GOAL:
Go through the records and extract every line with the word "index".

Records with interface code

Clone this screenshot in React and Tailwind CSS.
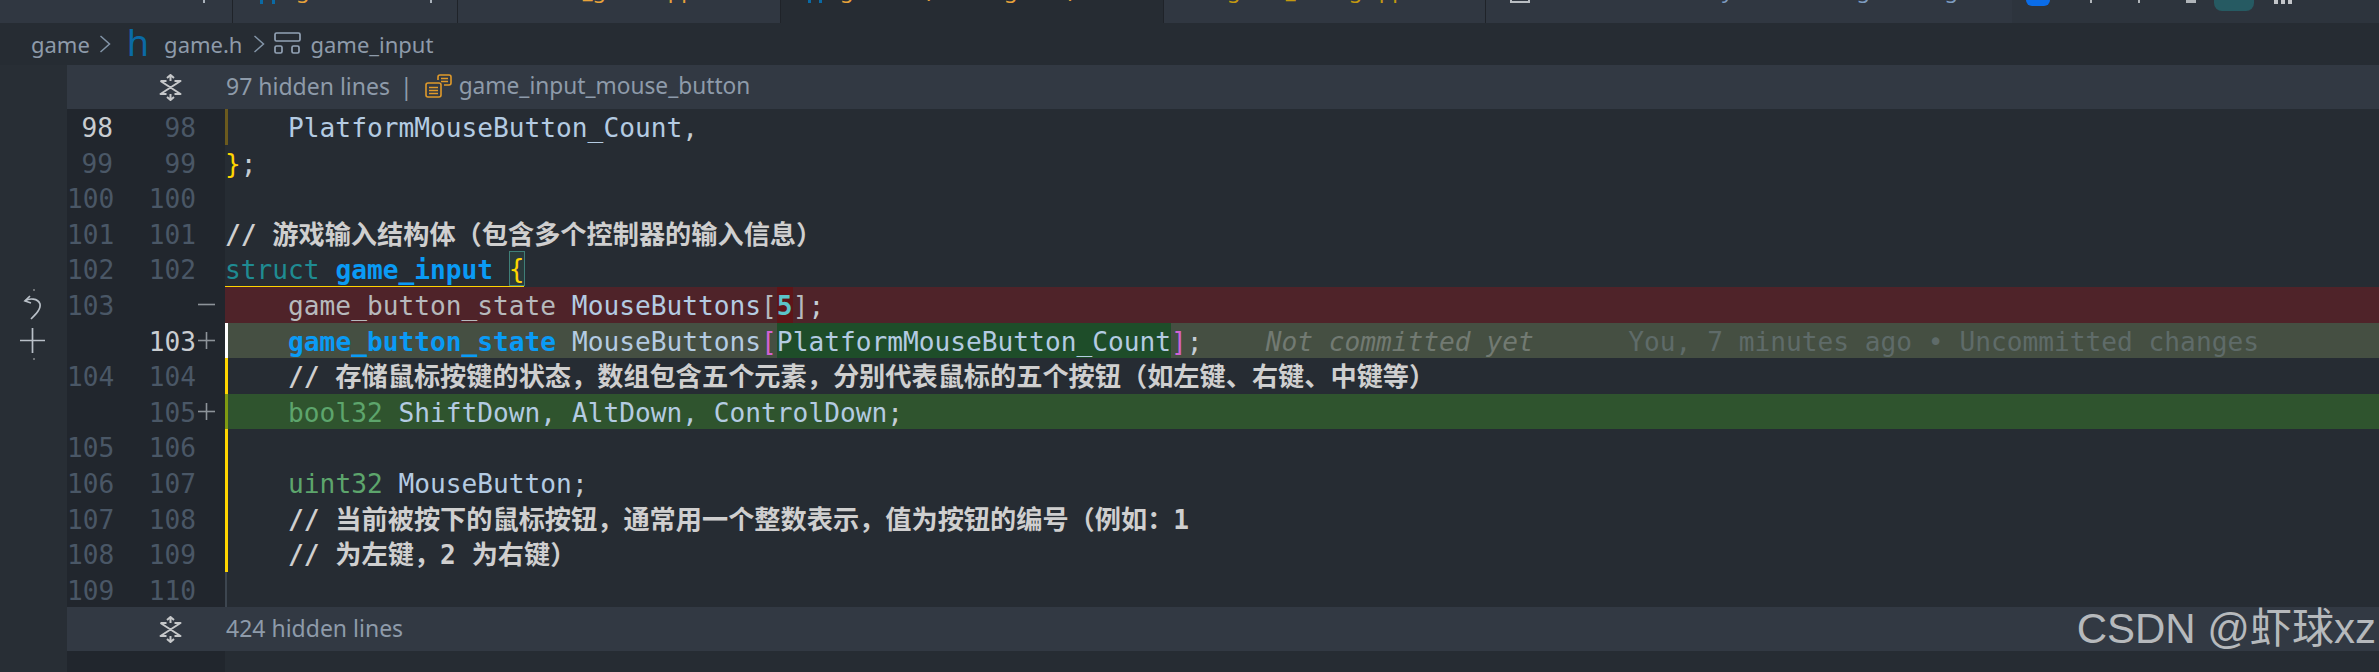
const UI = { fontFamily: '"Noto Sans", sans-serif' };

const C = {
  id: "text-[#b4cbe2]",
  punct: "text-[#c4ccd4]",
  yellow: "text-[#ffd500]",
  kw: "text-[#1f8b92]",
  blueB: "text-[#0a9bf5] font-bold",
  gray: "text-[#b7b9bc]",
  teal: "text-[#5cc4c8] font-bold",
  pink: "text-[#d262d2]",
  green: "text-[#5da56c]",
  cm: "text-[#cfcfcf] font-bold",
  blame1: "text-[#727a72] italic",
  blame2: "text-[#5f6b69]",
};

const rows = [
  { a: "98", b: "98", aOn: true, bar: "shadow-[inset_3px_0_0_#6b5a1e]", code: [["    PlatformMouseButton_Count", C.id], [",", C.punct]] },
  { a: "99", b: "99", code: [["}", C.yellow], [";", C.punct]] },
  { a: "100", b: "100", code: [] },
  { a: "101", b: "101", code: [["// 游戏输入结构体（包含多个控制器的输入信息）", C.cm]] },
  { a: "102", b: "102", code: [["struct", C.kw], [" ", C.id], ["game_input", C.blueB], [" ", C.id], ["{", C.yellow, "box"]], under: true },
  { a: "103", b: "", mark: "minus", bg: "bg-[#4f2329]", code: [["    game_button_state", C.gray], [" MouseButtons", C.id], ["[", C.gray], ["5", C.teal, "del"], ["]", C.gray], [";", C.punct]] },
  { a: "", b: "103", bOn: true, mark: "plus", bg: "bg-[#454f42]", bar: "shadow-[inset_3px_0_0_#ffffff]", code: [["    ", C.id], ["game_button_state", C.blueB], [" MouseButtons", C.id], ["[", C.pink], ["PlatformMouseButton_Count", C.id, "add"], ["]", C.pink], [";", C.punct], ["    ", C.id], ["Not committed yet", C.blame1], ["      ", C.id], ["You, 7 minutes ago • Uncommitted changes", C.blame2]] },
  { a: "104", b: "104", bar: "shadow-[inset_3px_0_0_#ffd500]", code: [["    // 存储鼠标按键的状态，数组包含五个元素，分别代表鼠标的五个按钮（如左键、右键、中键等）", C.cm]] },
  { a: "", b: "105", mark: "plus", bg: "bg-[#2f542e]", bar: "shadow-[inset_3px_0_0_#7f9a12]", code: [["    ", C.id], ["bool32", C.green], [" ShiftDown, AltDown, ControlDown", C.id], [";", C.punct]] },
  { a: "105", b: "106", bar: "shadow-[inset_3px_0_0_#ffd500]", code: [] },
  { a: "106", b: "107", bar: "shadow-[inset_3px_0_0_#ffd500]", code: [["    ", C.id], ["uint32", C.green], [" MouseButton", C.id], [";", C.punct]] },
  { a: "107", b: "108", bar: "shadow-[inset_3px_0_0_#ffd500]", code: [["    // 当前被按下的鼠标按钮，通常用一个整数表示，值为按钮的编号（例如：1", C.cm]] },
  { a: "108", b: "109", bar: "shadow-[inset_3px_0_0_#ffd500]", code: [["    // 为左键，2 为右键）", C.cm]] },
  { a: "109", b: "110", bar: "shadow-[inset_2px_0_0_#3d4650]", code: [] },
];

function Seg({ t, c, kind }) {
  if (kind === "del") return <span className={`${c} inline-block h-[35.6px] align-top bg-[#5f1518]`}>{t}</span>;
  if (kind === "add") return <span className={`${c} inline-block h-[35.6px] align-top bg-[#1e4d29]`}>{t}</span>;
  if (kind === "box") return <span className={`${c} inline-block h-[35px] align-top leading-[36px] outline outline-1 -outline-offset-1 outline-[#3f7f78] bg-[#2a3a3c]`}>{t}</span>;
  return <span className={c}>{t}</span>;
}

function FoldIcon() {
  return (
    <svg width="23" height="27" viewBox="0 0 23 27" fill="none" stroke="#c6c8ca" strokeWidth="2" strokeLinejoin="round">
      <path d="M11.500 1v6M8 4l3.500-3 3.500 3" />
      <path d="M11.500 26v-6M8 23l3.500 3 3.500-3" />
      <path d="M1.500 7h6M15.500 7h6L1.500 20h6M15.500 20h6L1.500 7" />
    </svg>
  );
}

function ClassIcon() {
  return (
    <svg width="27" height="24" viewBox="0 0 27 24" fill="none" stroke="#e09a2b" strokeWidth="1.6" strokeLinejoin="round">
      <path d="M13 6V3a2 2 0 0 1 2-2h9a2 2 0 0 1 2 2v6a2 2 0 0 1-2 2h-5" />
      <path d="M16 4.500h7M16 7.500h7" />
      <rect x="1" y="9" width="15" height="14" rx="2" />
      <path d="M4 13.500h9M4 16.500h9M4 19.500h9" />
    </svg>
  );
}

function StructIcon() {
  return (
    <svg width="27" height="22" viewBox="0 0 27 22" fill="none" stroke="#93a3b6" strokeWidth="1.7">
      <rect x="1" y="1" width="25" height="8" rx="1.500" />
      <rect x="1" y="14" width="7" height="7" rx="1.500" />
      <rect x="18" y="14" width="7" height="7" rx="1.500" />
    </svg>
  );
}

function Chevron() {
  return (
    <svg width="12" height="20" viewBox="0 0 12 20" fill="none" stroke="#8395a8" strokeWidth="1.500">
      <path d="M1.500 2l9 8-9 8" />
    </svg>
  );
}

function Mark({ kind }) {
  if (!kind) return null;
  return (
    <svg width="19" height="19" viewBox="0 0 19 19" fill="none" stroke="#8d9399" strokeWidth="1.6">
      <path d="M1 9.500h17" />
      {kind === "plus" && <path d="M9.500 1v17" />}
    </svg>
  );
}

function Tab({ w, pl, color, text, bg = "bg-[#303741]", border = true, children }) {
  return (
    <div className={`${w} ${bg} ${border ? "border-r border-[#1f2329]" : ""} relative shrink-0 overflow-hidden h-[23px]`}>
      {children}
      <div className={`${pl} ${color} -mt-[26px] h-[30px] leading-[30px] text-[22px] whitespace-pre`} style={UI}>{text}</div>
    </div>
  );
}

function FoldBar({ count, extra }) {
  return (
    <div className="h-[44px] shrink-0 bg-[#323943] flex items-center text-[23px] text-[#8e9baa]" style={UI}>
      <div className="w-[115px] shrink-0 flex justify-end"><FoldIcon /></div>
      <div className="pl-[44px] flex items-center whitespace-pre -mt-[2px]">
        <span>{count} hidden lines</span>
        {extra && (
          <>
            <span className="ml-[10px] mr-[12px]">|</span>
            <ClassIcon />
            <span className="ml-[7px] text-[22.7px]">{extra}</span>
          </>
        )}
      </div>
    </div>
  );
}

function Row({ r }) {
  return (
    <div className="h-[35.6px] flex leading-[38.6px] shrink-0 relative">
      <div className="w-[158px] shrink-0 bg-[#21262d] flex text-[#4a5766]">
        <div className={`w-[46px] text-right ${r.aOn ? "text-[#c9cdd1]" : ""}`}>{r.a}</div>
        <div className={`w-[83px] text-right ${r.bOn ? "text-[#c9cdd1]" : ""}`}>{r.b}</div>
        <div className="w-[29px] pl-[1px] flex items-center"><Mark kind={r.mark} /></div>
      </div>
      <div className={`flex-1 h-[35.6px] whitespace-pre overflow-hidden ${r.bg || ""} ${r.bar || ""}`}>
        {r.code.map((s, i) => <Seg key={i} t={s[0]} c={s[1]} kind={s[2]} />)}
      </div>
      {r.under && <div className="absolute left-[158px] bottom-[-1px] w-[299px] h-[2px] bg-[#ffd500]" />}
    </div>
  );
}

export default function App() {
  return (
    <div className="relative w-[2379px] h-[672px] overflow-hidden bg-[#262c33] flex flex-col">
      {/* tab bar */}
      <div className="h-[23px] shrink-0 flex bg-[#303741]">
        <Tab w="w-[233px]" pl="pl-[40px]" color="text-[#8e9baa]" text=" ">
          <div className="absolute left-[203px] top-0 w-[2px] h-[3px] bg-[#aab2bb]" />
        </Tab>
        <Tab w="w-[225px]" pl="pl-[63px]" color="text-[#e8a33a]" text="game.h">
          <div className="absolute left-[27px] top-0 w-[3px] h-[4px] bg-[#0a6aa5]" />
          <div className="absolute left-[39px] top-0 w-[3px] h-[4px] bg-[#0a6aa5]" />
          <div className="absolute left-[197px] top-0 w-[2px] h-[3px] bg-[#aab2bb]" />
        </Tab>
        <Tab w="w-[323px]" pl="pl-[63px]" color="text-[#e8a33a]" text="win32_game.cpp" />
        <Tab w="w-[383px]" pl="pl-[59px]" color="text-[#e8a33a]" text="game.h (Working Tree)" bg="bg-[#262c33]">
          <div className="absolute left-[27px] top-0 w-[3px] h-[3px] bg-[#0a6aa5]" />
          <div className="absolute left-[38px] top-0 w-[3px] h-[3px] bg-[#0a6aa5]" />
        </Tab>
        <Tab w="w-[322px]" pl="pl-[63px]" color="text-[#c49a10]" text="game_debug.cpp" />
        <Tab w="w-[526px]" pl="pl-[60px]" color="text-[#7e9cc0]" text="Commit Summary Overlaid Log Tab Bag" border={false}>
          <div className="absolute left-[24px] top-0 w-[20px] h-[3px] border-x-2 border-b-2 border-[#b9bdc2]" />
        </Tab>
        <div className="flex-1 bg-[#2d343d] relative flex items-start">
          <div className="ml-[14px] w-[24px] h-[6px] bg-[#0a6ce8] rounded-b-full" />
          <div className="ml-[40px] w-[2px] h-[3px] bg-[#b0b5ba]" />
          <div className="ml-[46px] w-[2px] h-[3px] bg-[#b0b5ba]" />
          <div className="ml-[46px] w-[10px] h-[3px] bg-[#b0b5ba]" />
          <div className="ml-[18px] w-[40px] h-[11px] bg-[#265a62] rounded-b-[8px]" />
          <div className="ml-[20px] flex gap-[3px]">
            <div className="w-[4px] h-[4px] bg-[#c2c5c9]" />
            <div className="w-[4px] h-[4px] bg-[#c2c5c9]" />
            <div className="w-[4px] h-[4px] bg-[#c2c5c9]" />
          </div>
        </div>
      </div>

      {/* breadcrumb */}
      <div className="h-[42px] shrink-0 flex items-center pl-[31px] text-[22px] text-[#8e9baa]" style={UI}>
        <span>game</span>
        <span className="ml-[9px]"><Chevron /></span>
        <span className="ml-[16px] text-[#0a6aa5] text-[36px] leading-[36px] -mt-[2px]">h</span>
        <span className="ml-[15px]">game.h</span>
        <span className="ml-[11px]"><Chevron /></span>
        <span className="ml-[9px] -mt-[2px]"><StructIcon /></span>
        <span className="ml-[9px]">game_input</span>
      </div>

      {/* body */}
      <div className="flex-1 flex min-h-0">
        <div className="w-[67px] shrink-0 bg-[#282e35] flex flex-col items-start">
          <div className="mt-[224px] ml-[33px] w-[2px] h-[2px] bg-[#6c7074]" />
          <svg className="mt-[4px] ml-[23px]" width="22" height="26" viewBox="0 0 22 26" fill="none" stroke="#b9c0c8" strokeWidth="1.700">
            <path d="M7 1L2 6l6 2" />
            <path d="M2 6c4-3 13-3 15 3 1 5-4 10-9 15" />
          </svg>
          <svg className="mt-[7px] ml-[20px]" width="25" height="25" viewBox="0 0 25 25" fill="none" stroke="#b9c0c8" strokeWidth="1.700">
            <path d="M12.500 0v25M0 12.500h25" />
          </svg>
          <div className="mt-[5px] ml-[33px] w-[2px] h-[2px] bg-[#6c7074]" />
        </div>
        <div className="flex-1 min-w-0 flex flex-col">
          <FoldBar count="97" extra="game_input_mouse_button" />
          <div className="flex flex-col text-[26.2px]" style={{ fontFamily: '"DejaVu Sans Mono", "Noto Sans CJK SC", monospace' }}>
            {rows.map((r, i) => <Row key={i} r={r} />)}
          </div>
          <FoldBar count="424" />
          <div className="flex-1 flex">
            <div className="w-[158px] bg-[#21262d]" />
          </div>
        </div>
      </div>

      {/* watermark */}
      <div
        className="absolute right-[3px] bottom-[18px] text-[42px] leading-[50px] text-[#b6b9bc] whitespace-pre"
        style={{ fontFamily: '"Liberation Sans", "Noto Sans CJK SC", sans-serif' }}
      >
        CSDN @虾球xz
      </div>
    </div>
  );
}
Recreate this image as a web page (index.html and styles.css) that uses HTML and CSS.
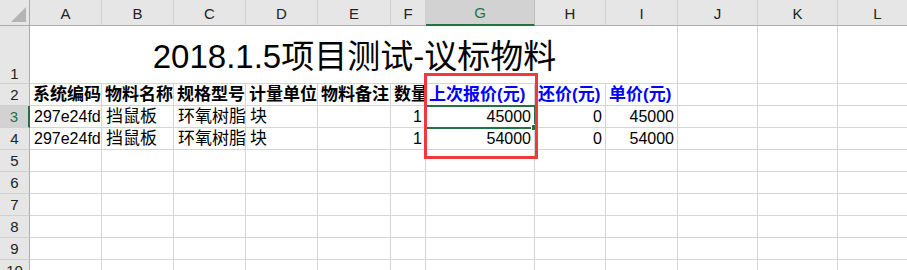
FILE: index.html
```html
<!DOCTYPE html>
<html>
<head>
<meta charset="utf-8">
<link rel="stylesheet" href="styles.css">
</head>
<body>
<div class="sheet">
  <div class="grid">
    <div class="corner"><span class="tri"></span></div>
    <div class="ch">A</div><div class="ch">B</div><div class="ch">C</div><div class="ch">D</div><div class="ch">E</div><div class="ch">F</div><div class="ch sel">G</div><div class="ch">H</div><div class="ch">I</div><div class="ch">J</div><div class="ch">K</div><div class="ch">L</div>

    <div class="rh bottom">1</div>
    <div class="c title">2018.1.5项目测试-议标物料</div>
    <div class="c"></div><div class="c"></div><div class="c"></div>

    <div class="rh">2</div>
    <div class="c b">系统编码</div><div class="c b">物料名称</div><div class="c b">规格型号</div><div class="c b">计量单位</div><div class="c b">物料备注</div><div class="c b">数量</div><div class="c b blue">上次报价(元)</div><div class="c b blue">还价(元)</div><div class="c b blue">单价(元)</div><div class="c"></div><div class="c"></div><div class="c"></div>

    <div class="rh sel">3</div>
    <div class="c">297e24fd</div><div class="c z">挡鼠板</div><div class="c z">环氧树脂</div><div class="c z">块</div><div class="c"></div><div class="c r">1</div><div class="c r">45000</div><div class="c r">0</div><div class="c r">45000</div><div class="c"></div><div class="c"></div><div class="c"></div>

    <div class="rh">4</div>
    <div class="c">297e24fd</div><div class="c z">挡鼠板</div><div class="c z">环氧树脂</div><div class="c z">块</div><div class="c"></div><div class="c r">1</div><div class="c r">54000</div><div class="c r">0</div><div class="c r">54000</div><div class="c"></div><div class="c"></div><div class="c"></div>

    <div class="rh">5</div><div class="c"></div><div class="c"></div><div class="c"></div><div class="c"></div><div class="c"></div><div class="c"></div><div class="c"></div><div class="c"></div><div class="c"></div><div class="c"></div><div class="c"></div><div class="c"></div>
    <div class="rh">6</div><div class="c"></div><div class="c"></div><div class="c"></div><div class="c"></div><div class="c"></div><div class="c"></div><div class="c"></div><div class="c"></div><div class="c"></div><div class="c"></div><div class="c"></div><div class="c"></div>
    <div class="rh">7</div><div class="c"></div><div class="c"></div><div class="c"></div><div class="c"></div><div class="c"></div><div class="c"></div><div class="c"></div><div class="c"></div><div class="c"></div><div class="c"></div><div class="c"></div><div class="c"></div>
    <div class="rh">8</div><div class="c"></div><div class="c"></div><div class="c"></div><div class="c"></div><div class="c"></div><div class="c"></div><div class="c"></div><div class="c"></div><div class="c"></div><div class="c"></div><div class="c"></div><div class="c"></div>
    <div class="rh">9</div><div class="c"></div><div class="c"></div><div class="c"></div><div class="c"></div><div class="c"></div><div class="c"></div><div class="c"></div><div class="c"></div><div class="c"></div><div class="c"></div><div class="c"></div><div class="c"></div>
    <div class="rh">10</div><div class="c"></div><div class="c"></div><div class="c"></div><div class="c"></div><div class="c"></div><div class="c"></div><div class="c"></div><div class="c"></div><div class="c"></div><div class="c"></div><div class="c"></div><div class="c"></div>
  </div>
  <div class="selection"><span class="handle"></span></div>
  <div class="redbox"></div>
</div>
</body>
</html>
```

FILE: styles.css
```css
html, body {
  margin: 0;
  padding: 0;
  background: #fff;
  overflow: hidden;
}
.sheet {
  position: relative;
  width: 907px;
  height: 270px;
  overflow: hidden;
  font-family: "Liberation Sans", "Noto Sans CJK SC", sans-serif;
  color: #000;
}
.grid {
  display: grid;
  grid-template-columns: 30px 72px 72px 72px 72px 73px 35px 109px 71px 72px 80px 80px 80px;
  grid-template-rows: 26px 58px repeat(9, 22px);
  width: 928px;
}
.corner {
  background: #e6e6e6;
  border-right: 1px solid #ababab;
  border-bottom: 1px solid #ababab;
  box-sizing: border-box;
  position: relative;
}
.tri {
  position: absolute;
  right: 3px;
  bottom: 3px;
  width: 0;
  height: 0;
  border-left: 15px solid transparent;
  border-bottom: 15px solid #b4b4b4;
}
.ch {
  background: #e6e6e6;
  border-right: 1px solid #d0d0d0;
  border-bottom: 1px solid #ababab;
  box-sizing: border-box;
  font-size: 15px;
  color: #222;
  display: flex;
  align-items: center;
  justify-content: center;
  padding-top: 1px;
}
.ch.sel {
  background: #d2d2d2;
  color: #217346;
  border-bottom: 2px solid #217346;
  border-right-color: #bdbdbd;
}
.rh {
  background: #e6e6e6;
  border-right: 1px solid #ababab;
  border-bottom: 1px solid #d0d0d0;
  box-sizing: border-box;
  font-size: 15px;
  color: #222;
  display: flex;
  align-items: center;
  justify-content: center;
}
.rh.bottom {
  align-items: flex-end;
  padding-bottom: 1px;
}
.rh.sel {
  background: #d2d2d2;
  color: #217346;
  border-right: 2px solid #217346;
}
.c {
  border-right: 1px solid #d4d4d4;
  border-bottom: 1px solid #d4d4d4;
  box-sizing: border-box;
  font-size: 16px;
  line-height: 20px;
  white-space: nowrap;
  overflow: visible;
  padding: 0 2px 0 4px;
  display: flex;
  align-items: flex-end;
}
.c.z {
  font-size: 17px;
}
.c.title {
  grid-column: span 9;
  justify-content: center;
  font-size: 33px;
  line-height: 40px;
  padding-bottom: 6px;
  overflow: visible;
}
.c.b {
  font-weight: bold;
  font-size: 17px;
  overflow: hidden;
  padding-left: 3px;
}
.c.blue {
  color: #0000ff;
}
.c.r {
  justify-content: flex-end;
  padding-right: 3px;
}
.selection {
  position: absolute;
  left: 425px;
  top: 105px;
  width: 111px;
  height: 24px;
  box-sizing: border-box;
  border: 2px solid #217346;
}
.handle {
  position: absolute;
  right: -4px;
  bottom: -4px;
  width: 5px;
  height: 5px;
  background: #217346;
  border: 1px solid #fff;
}
.redbox {
  position: absolute;
  left: 424px;
  top: 73px;
  width: 114px;
  height: 86px;
  box-sizing: border-box;
  border: 3px solid #f0393b;
}
```
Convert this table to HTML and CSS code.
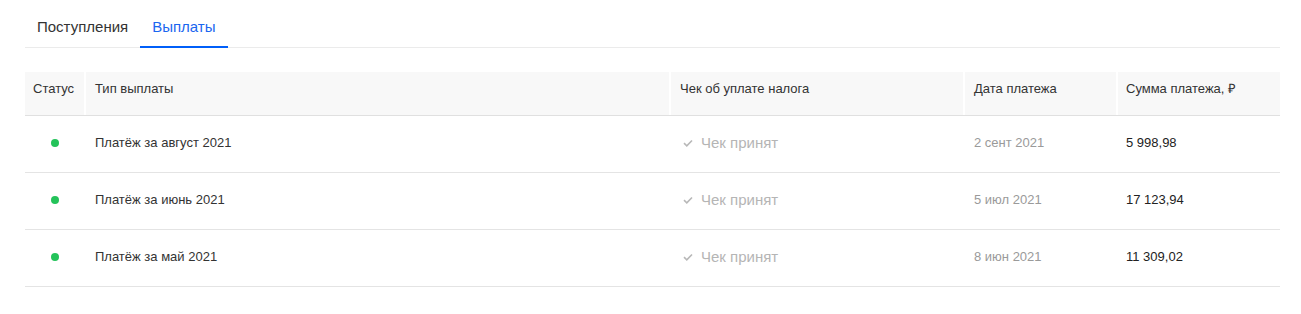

OUTPUT BELOW:
Recreate this image as a web page (index.html and styles.css) that uses HTML and CSS.
FILE: index.html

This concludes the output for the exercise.